The designation report pointed out that the new design was a product of its time.
"The efforts at building fine new fire stations coincided with Socialist Mayor Daniel Hoan's goal (of) bringing well-run, honest and efficient city services to all areas of the city. In many ways the 1920s can be thought of as the golden era of civic improvements in Milwaukee with the completion of Lincoln Memorial Drive in 1929, and the construction of many new parks pavilions, handsome ward yard buildings, the Kilbourn Avenue Bridge and public bus shelters and comfort stations."
Engine Co. 34
(PHOTO: Courtesy of Jim Ley)
The first to be erected, in 1926, was Engine Co. 34 at 2669 N. 47th St., a few doors south of Center Street. Changes here are why this one was not landmarked, but it's still obviously a bungalow firehouse if you stop by to take a look, even though it is now used as a residence. Engine 34 relocated to another, newer Malig firehouse at 62nd and Burleigh in 1949.
Engine Co. 23
Engine 23, 1615 W. Oklahoma Ave., was built next, in January 1937, at a cost of $43,275 (about $13,000 more than Engine 34's quarters a year earlier). This one is now home to the Milwaukee Fire Education Center and Museum. Engine 23 is now housed at 1400 S. 9th St.
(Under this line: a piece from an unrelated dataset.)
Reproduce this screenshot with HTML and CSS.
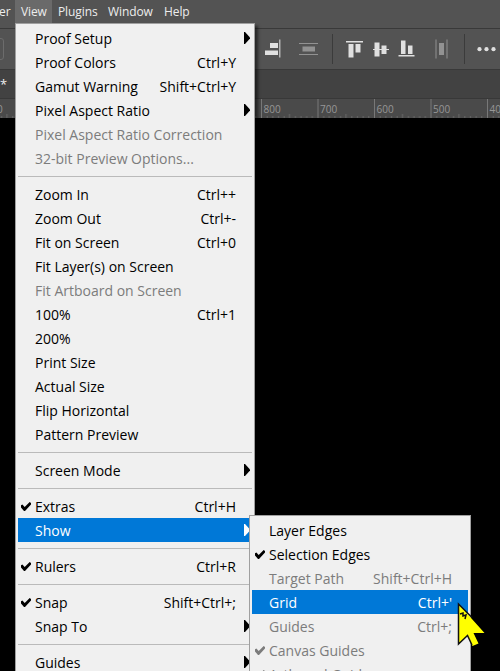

If you want to see what these firehouses looked like inside, visit the museum.
Engine Co. 22
(PHOTO: Courtesy of Jim Ley)
The bungalow firehouse at 2901 N. 30th St., at Locust Street, was erected as home to Engine 22 (which is now housed at 88th and Lisbon) in June 1927, and was almost identical to the one on Oklahoma Avenue, but cost slightly less ($36,250). Now enlarged, this firehouse is still active and serves as quarters for Engine 13. The 1994 expansion created a new kitchen, rec room, officers' quarters and laundry room.
Last week, the station was closed after six shots were fired into it. Fortunately, no one was injured. Engine 13 was temporarily relocated to Station 5 on Reservoir Avenue and returned to its quarters on Wednesday.
Engine Co. 35
While 22 was under construction, work began on Engine 35's quarters at 407 N. Hawley Rd., which is quite similar to the examples on 30th Street and on Oklahoma Avenue. In the early years of the 21st century, a new station was built around the corner and Enterprise Art Glass, whose owner Andy Paremski is an enthusiast of these structures, moved in.
Engine Co. 36
The final bungalow firehouse was built at a cost of $60,000 at 2509 W. Capitol Dr., where it can still be seen. Completed in June 1928 (when its address was 2409 Atwater Rd.), at a cost of $29,000, this one is really nestled into its location, a small lot on the south side of the street.
Originally home to Engine 36, that crew is now housed nearby on 27th Street, just north of Capitol. The old quarters is now privately owned and may serve as a residence.
"The five bungalow fire houses are significant for their innovative design and their what they
represent about local government in the 1920s," the historic report noted.
"As the City of Milwaukee grew in size through annexations the need for fire protection was met by the construction of a series of fire houses located in primarily residential areas. One-story structures with combination gable-hip roofs integrated well into the fabric of the burgeoning residential neighborhoods and neighborhood commercial districts."